The Obama administration’s bank- rescue efforts will probably fail because the programs have been designed to help Wall Street rather than create a viable financial system, Nobel Prize-winning economist Joseph Stiglitz said.
“All the ingredients they have so far are weak, and there are several missing ingredients,” Stiglitz said in an interview yesterday. The people who designed the plans are “either in the pocket of the banks or they’re incompetent.”
The Troubled Asset Relief Program, or TARP, isn’t large enough to recapitalize the banking system, and the administration hasn’t been direct in addressing that shortfall, he said. Stiglitz said there are conflicts of interest at the White House because some of Obama’s advisers have close ties to Wall Street.

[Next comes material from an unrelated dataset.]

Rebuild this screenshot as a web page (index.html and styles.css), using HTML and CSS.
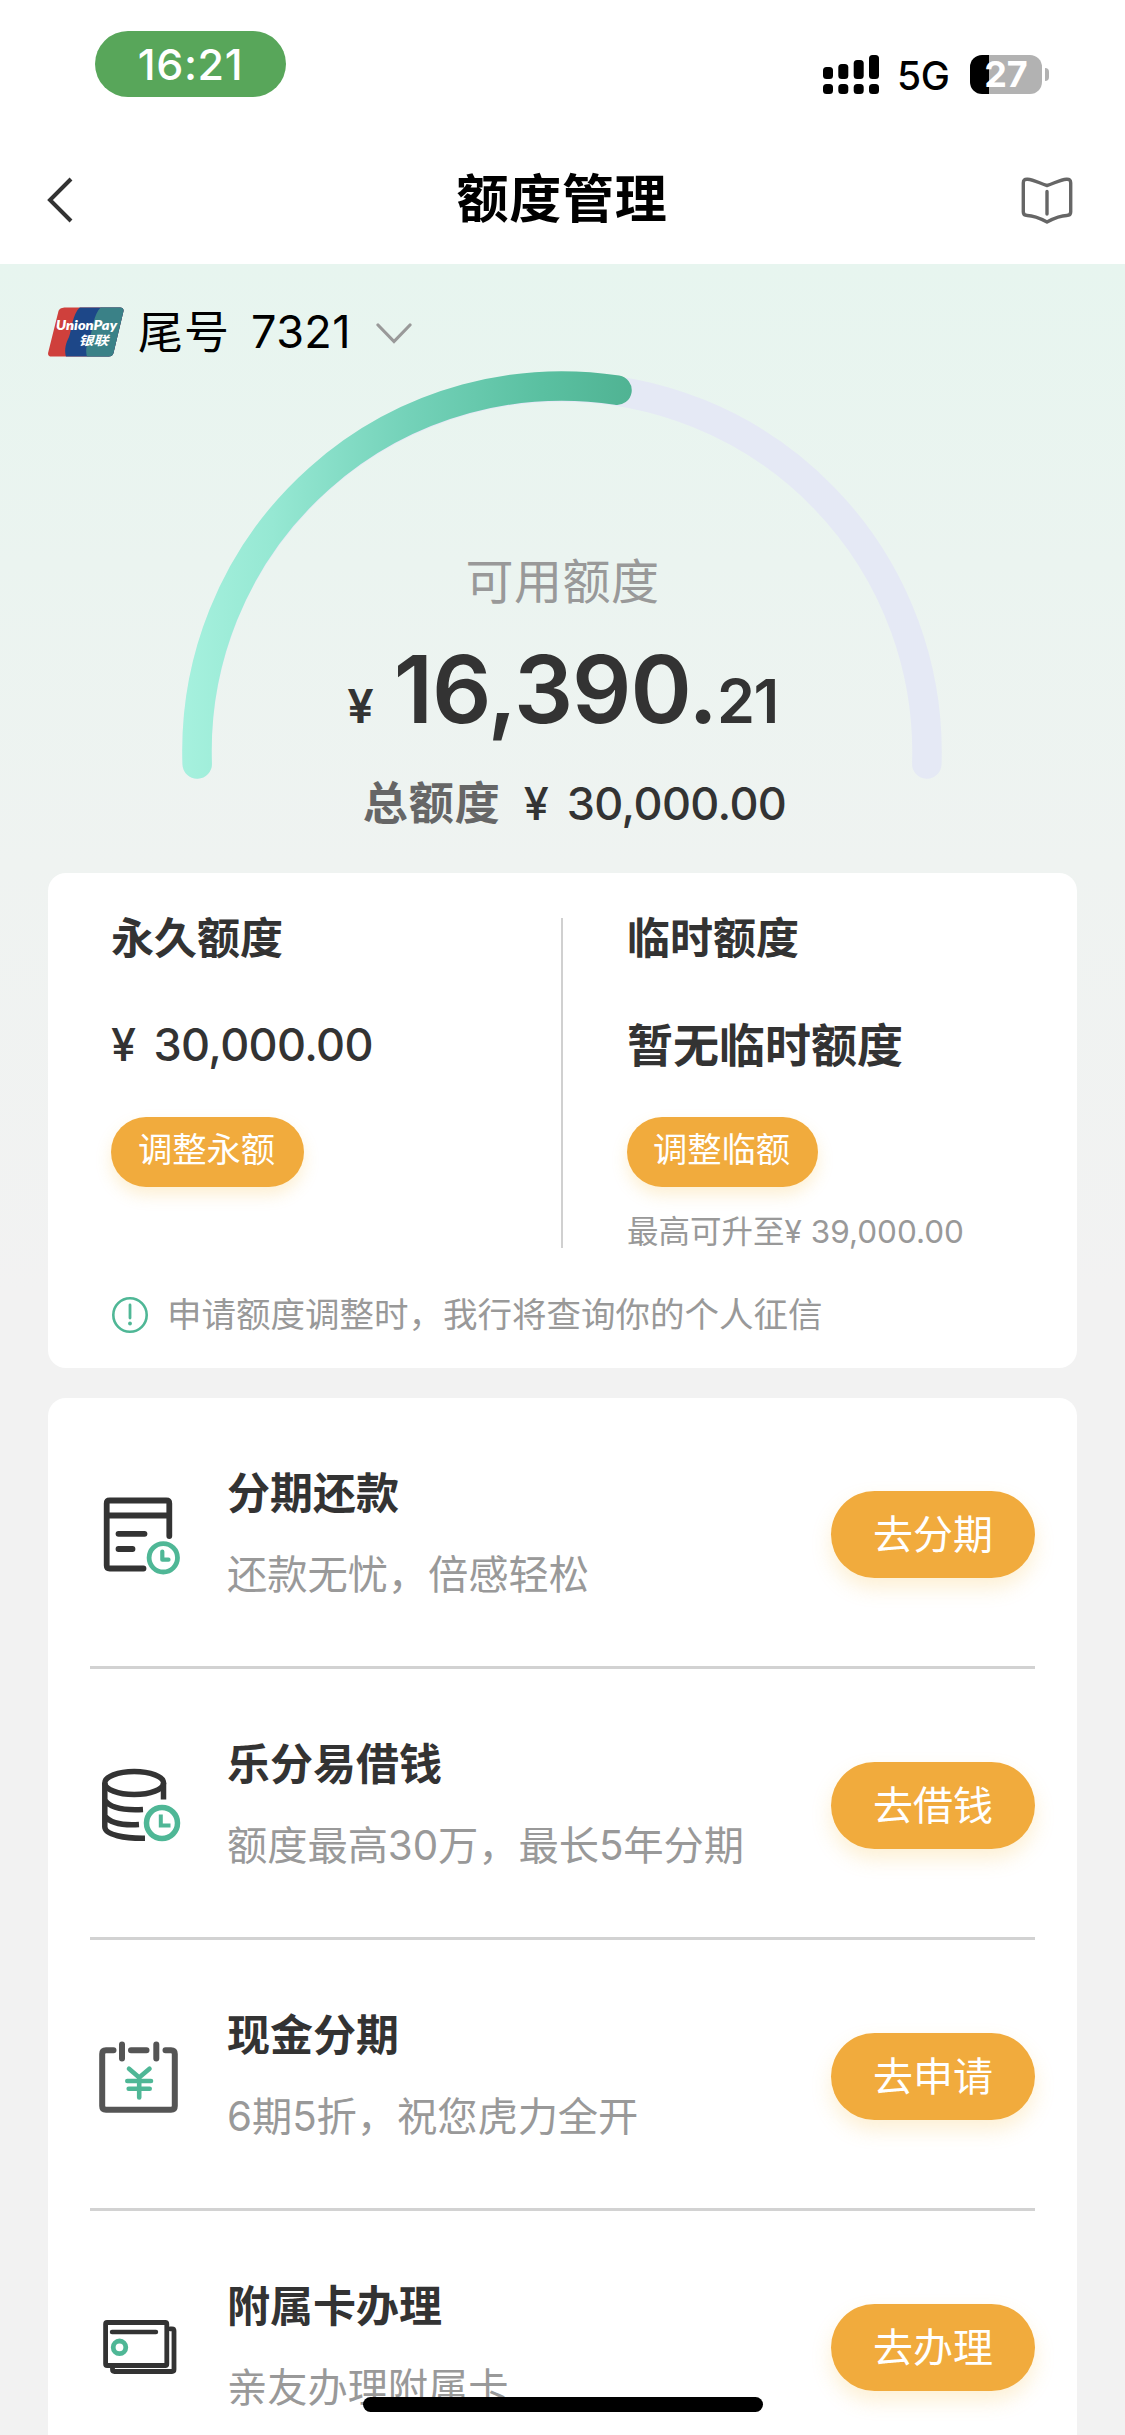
FILE: index.html
```html
<!DOCTYPE html>
<html lang="zh-CN">
<head>
<meta charset="utf-8">
<title>额度管理</title>
<link rel="stylesheet" href="styles.css">
</head>
<body>
<div class="screen">
  <header class="top">
    <div class="status">
      <div class="time"><span>16:21</span></div>
      <div class="status-right">
        <svg class="signal" width="56" height="40" viewBox="0 0 56 40">
          <g fill="#000"><rect x="0" y="12" width="10" height="12" rx="3.5"/><rect x="15.3" y="9" width="10" height="15" rx="3.5"/><rect x="30.7" y="5" width="10" height="19" rx="3.5"/><rect x="46" y="0" width="10" height="24" rx="3.5"/><rect x="0" y="29" width="10" height="10" rx="3.5"/><rect x="15.3" y="29" width="10" height="10" rx="3.5"/><rect x="30.7" y="29" width="10" height="10" rx="3.5"/><rect x="46" y="29" width="10" height="10" rx="3.5"/></g>
        </svg>
        <span class="net">5G</span>
        <span class="battery"><span>27</span></span>
        <span class="nub"></span>
      </div>
    </div>
    <nav class="nav">
      <svg class="back" width="28" height="46" viewBox="0 0 28 46"><path d="M25 2 4 23 25 44" fill="none" stroke="#333" stroke-width="4"/></svg>
      <h1>额度管理</h1>
      <svg class="book" width="52" height="48" viewBox="0 0 52 48"><path d="M26 9.500C20 8 13 3.500 6.500 3.200 3.500 3 2.300 4.500 2.300 7v29c0 2.500 1.500 3.500 4 3.500 7 0 14 3.500 19.700 6.500 5.700-3 12.700-6.500 19.700-6.500 2.500 0 4-1 4-3.500V7c0-2.500-1.200-4-4.200-3.800C39 3.500 32 8 26 9.500ZM26 15.500V38" fill="none" stroke="#666" stroke-width="3.400" stroke-linejoin="round" stroke-linecap="round"/></svg>
    </nav>
  </header>

  <main class="content">
    <div class="account">
      <svg class="unionpay" width="76" height="50" viewBox="0 0 76 50">
        <defs><clipPath id="plate"><path d="M17.500.5H72c2.700 0 4 1.600 3.400 4L65.500 46c-.6 2.400-2.300 3.500-4.800 3.500H3.500C.8 49.500-.4 48 .2 45.500L10.500 4C11.200 1.600 14.500.5 17.500.5Z"/></clipPath></defs>
        <g clip-path="url(#plate)"><path fill="#cf403c" d="M0 0h76v50H0z"/><path fill="#1d4788" d="M32 0h44v50H18c-2-8 0-14 3-20 3-8 3-22 11-30Z"/><path fill="#3a8187" d="M53 0h23v50H39c-2-8 0-14 3-20 3-8 3-22 11-30Z"/></g>
        <text class="up-en" x="8" y="22.500" textLength="61" lengthAdjust="spacingAndGlyphs">UnionPay</text>
        <text class="up-cn" x="30.500" y="38" textLength="30" lengthAdjust="spacingAndGlyphs">银联</text>
      </svg>
      <span class="tail">尾号</span>
      <span class="tail-no">7321</span>
      <svg class="down" width="36" height="22" viewBox="0 0 36 22"><path d="M2 2 18 18.500 34 2" fill="none" stroke="#999" stroke-width="3.200" stroke-linecap="round"/></svg>
    </div>

    <section class="gauge">
      <svg class="arc" width="762" height="412" viewBox="182 370 762 412">
        <defs><linearGradient id="used" gradientUnits="userSpaceOnUse" x1="182" y1="0" x2="632" y2="0"><stop offset="0" stop-color="#a6f1de"/><stop offset=".2" stop-color="#96e8d3"/><stop offset=".5" stop-color="#74d2b9"/><stop offset=".8" stop-color="#5ac0a1"/><stop offset="1" stop-color="#50b393"/></linearGradient></defs>
        <g fill="none" stroke-width="29.500" stroke-linecap="round">
          <path stroke="#e5e9f5" d="M197.200 764A365 365 0 1 1 926.800 764"/>
          <path stroke="url(#used)" d="M197.200 764A365 365 0 0 1 617 390.200"/>
        </g>
      </svg>
      <div class="gauge-text">
        <p class="avail">可用额度</p>
        <p class="amount"><span class="yen">¥</span><span class="int">16,390.</span><span class="dec">21</span></p>
        <p class="total"><span class="total-label">总额度</span><span class="yen">¥</span><span class="total-no">30,000.00</span></p>
      </div>
    </section>

    <section class="card quota">
      <div class="cols">
        <div class="col">
          <h2>永久额度</h2>
          <p class="val num"><span>¥</span><span>30,000.00</span></p>
          <button class="pill">调整永额</button>
        </div>
        <div class="col right">
          <h2>临时额度</h2>
          <p class="val">暂无临时额度</p>
          <button class="pill">调整临额</button>
          <p class="hint">最高可升至<span>¥ 39,000.00</span></p>
        </div>
      </div>
      <p class="notice">
        <svg width="38" height="38" viewBox="0 0 38 38"><circle cx="19" cy="19" r="16.700" fill="none" stroke="#4fb796" stroke-width="2.600"/><path d="M19 9v13" stroke="#4fb796" stroke-width="2.800" stroke-linecap="round"/><circle cx="19" cy="27.500" r="1.900" fill="#4fb796"/></svg>
        <span>申请额度调整时，我行将查询你的个人征信</span>
      </p>
    </section>

    <section class="card list">
      <div class="row">
        <svg width="110" height="130" viewBox="10 -3 110 130" fill="none" stroke-width="5.800" stroke-linecap="round" stroke-linejoin="round"><path stroke="#333" d="M89.300 66V33.500q0-3-3-3H29.700q-3 0-3 3V95.500q0 3 3 3H63.500M27 45.500H89M38.500 63.800H64.500M38.500 79H52.500"/><g stroke="#4fb796" stroke-width="4.800"><circle cx="83.300" cy="87.800" r="14.200"/><path stroke-width="4.200" d="M82.300 81.500V89.700H88.500"/></g></svg>
        <div class="info"><h3>分期还款</h3><p>还款无忧，倍感轻松</p></div>
        <button class="go">去分期</button>
      </div>
      <div class="row">
        <svg width="110" height="130" viewBox="10 -2 110 130" fill="none" stroke-width="5.500"><g stroke="#333"><ellipse cx="54.200" cy="43" rx="29.400" ry="11.500"/><path d="M83.500 43V59.500M24.800 43V87C25 95 45 98.500 65 98.200M24.800 60C30 68 45 70.500 63 69.500M24.800 76C30 83 42 85.500 59 84.500"/></g><g stroke="#4fb796"><circle cx="82" cy="83" r="15.500"/><path stroke-width="4" d="M80.800 74.500V85.500H90.500"/></g></svg>
        <div class="info"><h3>乐分易借钱</h3><p>额度最高30万，最长5年分期</p></div>
        <button class="go">去借钱</button>
      </div>
      <div class="row">
        <svg width="110" height="130" viewBox="10 -1 110 130" fill="none" stroke-width="6" stroke-linecap="round"><path stroke="#555" d="M33.500 40.300H26q-3.800 0-3.800 3.800V96q0 3.800 3.800 3.800H91q3.800 0 3.800-3.800V44.100q0-3.800-3.800-3.800H85.500M51 40.300H66.500M42 34.500V48.500M76.300 34.500V48.500"/><path stroke="#4fb796" stroke-width="4.600" d="M49 58.700 59.200 67.500 69.500 58.700M47.300 71H71M48.700 78.700H69.700M59.200 67.500V87.500"/></svg>
        <div class="info"><h3>现金分期</h3><p>6期5折，祝您虎力全开</p></div>
        <button class="go">去申请</button>
      </div>
      <div class="row">
        <svg width="110" height="130" viewBox="10 270 110 130" fill="none" stroke-width="4.800" stroke-linecap="round" stroke-linejoin="round"><g stroke="#333"><path d="M90 318.800H92q2 0 2 2V359.500q0 2-2 2H34.500q-2 0-2-2V358"/><rect x="25.600" y="312.500" width="61.200" height="43" rx="1.500"/><path stroke-width="4.400" d="M32 322H76"/></g><circle cx="39.500" cy="337.300" r="6.300" stroke="#4fb796" stroke-width="4.800"/></svg>
        <div class="info"><h3>附属卡办理</h3><p>亲友办理附属卡</p></div>
        <button class="go">去办理</button>
      </div>
    </section>
  </main>
  <div class="home-bar"></div>
</div>
</body>
</html>
```
FILE: styles.css
```css
* { box-sizing: border-box; margin: 0; padding: 0; }
body {
  font-family: Inter, "Noto Sans CJK SC", sans-serif;
  color: #333;
  background: #f2f2f2;
}
svg { display: block; flex: none; }
button { border: 0; font-family: inherit; color: #fff; background: #f1ab3d; white-space: nowrap; }
.screen { position: relative; width: 1125px; height: 2435px; overflow: hidden; }

.top { height: 264px; background: #fff; }
.status { display: flex; justify-content: space-between; height: 136px; padding: 31px 76px 0 95px; }
.time {
  display: flex; align-items: center; justify-content: center;
  width: 191px; height: 66px; border-radius: 33px;
  background: #58a65a; color: #fff; font-size: 43px; font-weight: 500; letter-spacing: 0.6px; line-height: 66px;
}
.status-right { display: flex; align-items: center; height: 39px; margin-top: 24px; color: #000; }
.net { margin-left: 18px; width: 73px; font-size: 39px; line-height: 39px; font-weight: 450; letter-spacing: -0.3px; padding-top: 2px; }
.battery {
  width: 72px; height: 39px; border-radius: 12px; color: #fff;
  background: linear-gradient(90deg, #000 0 19px, #b2b2b2 19px);
  font-size: 36px; font-weight: 700; line-height: 39px; text-align: center;
}
.nub { width: 4px; height: 13px; margin-left: 3px; border-radius: 0 5px 5px 0; background: #b2b2b2; }

.nav { display: flex; align-items: center; justify-content: space-between; height: 128px; padding: 0 52px 0 46px; }
.book { margin-top: -1px; }
.nav h1 { color: #000; font-size: 52px; font-weight: 600; letter-spacing: 0.7px; line-height: 60px; padding-left: 29px; }

.content { height: 2171px; padding: 0 48px; background: linear-gradient(180deg, #e7f5ef 0, #eff3f1 600px, #f2f2f2 1030px); }

.account { display: flex; align-items: center; height: 104px; padding-top: 32px; color: #000; font-size: 45px; line-height: 60px; }
.tail { margin-left: 14px; margin-top: 1px; letter-spacing: 1px; }
.tail-no { margin-left: 21px; letter-spacing: 0.4px; }
.down { margin-left: 25px; margin-top: 3px; }
.up-en { font: italic 800 13px Lato, sans-serif; fill: #fff; }
.up-cn { font: italic 700 12.500px/1 "Noto Sans CJK SC", sans-serif; fill: #fff; }

.gauge { display: grid; justify-content: center; height: 505px; }
.gauge > * { grid-area: 1 / 1; }
.arc { margin-top: 2px; }
.gauge-text { display: flex; flex-direction: column; align-items: center; padding-top: 184px; }
.avail { color: #999; font-size: 48px; letter-spacing: 0.5px; line-height: 60px; }
.amount { display: flex; align-items: baseline; margin-top: 27px; height: 100px; line-height: 100px; font-weight: 600; }
.amount .yen { font-size: 47px; }
.int { font-size: 93px; margin-left: 20px; letter-spacing: -1px; }
.dec { font-size: 61px; letter-spacing: -1.5px; }
.total { display: flex; align-items: baseline; margin-top: 35px; padding-left: 24px; font-size: 45px; line-height: 60px; font-weight: 500; }
.total-label { color: #666; letter-spacing: 1px; font-weight: 600; }
.total .yen { margin: 0 18px 0 23px; }
.total-no { letter-spacing: -0.6px; }

.card { border-radius: 18px; background: #fff; }
.quota { height: 495px; padding: 45px 0 0; }
.cols { display: grid; grid-template-columns: 515px 1fr; grid-template-rows: 330px; }
.col { padding-left: 63px; border-right: 2px solid #d0d0d0; display: flex; flex-direction: column; align-items: flex-start; }
.col.right { border: 0; padding-left: 64px; }
.col h2, .info h3 { font-size: 43px; line-height: 60px; font-weight: 600; }
.col h2 { margin-top: -10px; }
.val { margin-top: 47px; font-size: 46px; line-height: 60px; font-weight: 600; }
.num { font-weight: 500; font-size: 45px; display: flex; gap: 18px; letter-spacing: -0.6px; }
.pill {
  width: 193px; height: 70px; margin-top: 42px; padding: 0 2px 4px 0; border-radius: 35px; flex: none;
  font-size: 34.300px; line-height: 66px; box-shadow: 0 8px 16px rgba(246, 185, 60, .22);
}
.right .pill { width: 191px; }
.hint { margin-top: 25px; color: #999; font-size: 31.500px; line-height: 40px; white-space: nowrap; }
.notice { display: flex; align-items: center; gap: 18px; height: 50px; margin-top: 42px; padding-left: 63px; color: #999; font-size: 34.500px; line-height: 50px; }

.list { margin-top: 30px; height: 1120px; padding: 0 42px; }
.row { display: flex; align-items: center; height: 271px; border-bottom: 3px solid #d2d2d2; }
.info { flex: 1; margin-left: 27px; padding-top: 4px; }
.info p { margin-top: 22px; color: #999; font-size: 40.300px; line-height: 60px; letter-spacing: -0.08px; white-space: nowrap; }
.go {
  width: 204px; height: 87px; margin-top: 4px; border-radius: 44px; font-size: 40px; line-height: 87px;
  box-shadow: 0 10px 20px rgba(246, 185, 60, .22);
}
.home-bar { position: absolute; left: 363px; top: 2397px; width: 400px; height: 15px; border-radius: 8px; background: #000; }
```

“We don’t have enough money, they don’t want to go back to Congress, and they don’t want to do it in an open way and they don’t want to get control” of the banks, a set of constraints that will guarantee failure, Stiglitz said.
Friday, April 17, 2009
Sir, We've Lost Stiglitz! Damn!
Joseph Stiglitz has been critical of the Obama bank rescue plan, but he really unloads here: Stiglitz Says White House Ties to Wall Street Doom Bank Rescue
Stiglitz is hardly a right-wing ideologue. Quite the opposite. And yet, he is bluntly accusing the Obama administration of being beholden to Wall Street.
It is actually quite shocking to me that people like him and Paul Krugman - whom you would expect to be natural allies and supporters of the administration - have been so blunt and unstinting of their criticism of Obama's efforts in bailing out the finance system. Salon has published a pretty good list of Obama's most prominent and caustic critics. Except for Ron Paul and Michelle Bachmann, it's a list of heavy hitting economists, most from the center and the Left (they might have included Robert Reisch and Robert Kuttner, also, both of whom are from the progressive side).
That Obama, Indispensable Man, and the rest are pressing forward with their plans despite their extreme unpopularity with the public, and in the face of severe criticism from their natural allies in the economics profession strikes me as ominous. No one believes the plans will work. The stress tests and toxic asset purchase plans are widely seen as shams intended to distract taxpayers from the trillions in liabilities they have been asked to take on. And yet they persist.